**WHAT NEEDS TO BE DONE**
Select every line containing the word "full" from the material, and copy those lines.

-- COLLECTED DATA start --

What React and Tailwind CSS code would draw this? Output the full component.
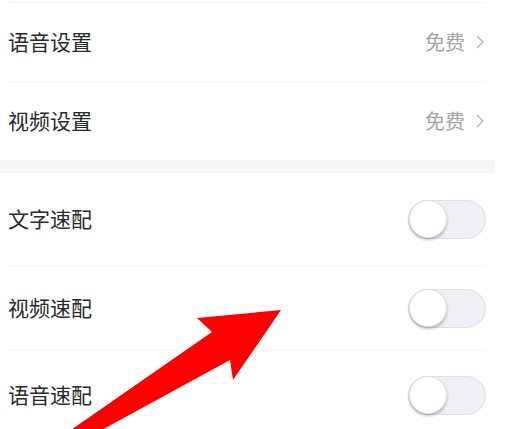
import React from 'react';

const font = { fontFamily: '"Noto Sans CJK SC", "Noto Sans", sans-serif' };

function Chevron() {
  return (
    <svg width="10" height="16" viewBox="0 0 10 16" className="ml-[10px]">
      <path d="M2 2 L8 8 L2 14" fill="none" stroke="#b3b3b3" strokeWidth="1.4" />
    </svg>
  );
}

function Toggle() {
  return (
    <div className="w-[78px] h-[39px] rounded-full bg-[#eef0f5] border border-[#dcdfe4] flex items-center">
      <div className="w-[38px] h-[38px] rounded-full bg-white shadow-[0_2px_3px_rgba(0,0,0,0.25)] border border-[#e2e2e2]" />
    </div>
  );
}

function Divider() {
  return <div className="mx-[10px] border-t border-[#f3f3f3]" />;
}

function LinkRow({ label, height }) {
  return (
    <div className={`flex items-center justify-between pl-[8px] pr-[10px] ${height}`}>
      <span className="text-[21px] text-[#2a2a2a]">{label}</span>
      <div className="flex items-center">
        <span className="text-[20px] text-[#a3a3a3]">免费</span>
        <Chevron />
      </div>
    </div>
  );
}

function SwitchRow({ label, height }) {
  return (
    <div className={`flex items-center justify-between pl-[8px] pr-[9px] ${height}`}>
      <span className="text-[21px] text-[#2a2a2a]">{label}</span>
      <Toggle />
    </div>
  );
}

export default function App() {
  return (
    <div className="relative w-[512px] h-[429px] overflow-hidden bg-white" style={font}>
      <div className="w-[495px]">
        <div className="mt-[2px]">
          <Divider />
        </div>
        <LinkRow label="语音设置" height="h-[78px]" />
        <Divider />
        <LinkRow label="视频设置" height="h-[78px]" />
        <div className="h-[13px] bg-[#f5f5f5]" />
        <SwitchRow label="文字速配" height="h-[92px]" />
        <Divider />
        <SwitchRow label="视频速配" height="h-[84px]" />
        <Divider />
        <SwitchRow label="语音速配" height="h-[88px]" />
      </div>
      <svg className="absolute left-0 top-0" width="512" height="429" viewBox="0 0 512 429">
        <polygon
          points="281,310 233,380 230,360 98,432 68,432 212,332 197,318"
          fill="#ff0000"
        />
      </svg>
    </div>
  );
}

-- COLLECTED DATA end --

**RESPONSE TO THIS TASK**
What React and Tailwind CSS code would draw this? Output the full component.
    <div className="w-[78px] h-[39px] rounded-full bg-[#eef0f5] border border-[#dcdfe4] flex items-center">
      <div className="w-[38px] h-[38px] rounded-full bg-white shadow-[0_2px_3px_rgba(0,0,0,0.25)] border border-[#e2e2e2]" />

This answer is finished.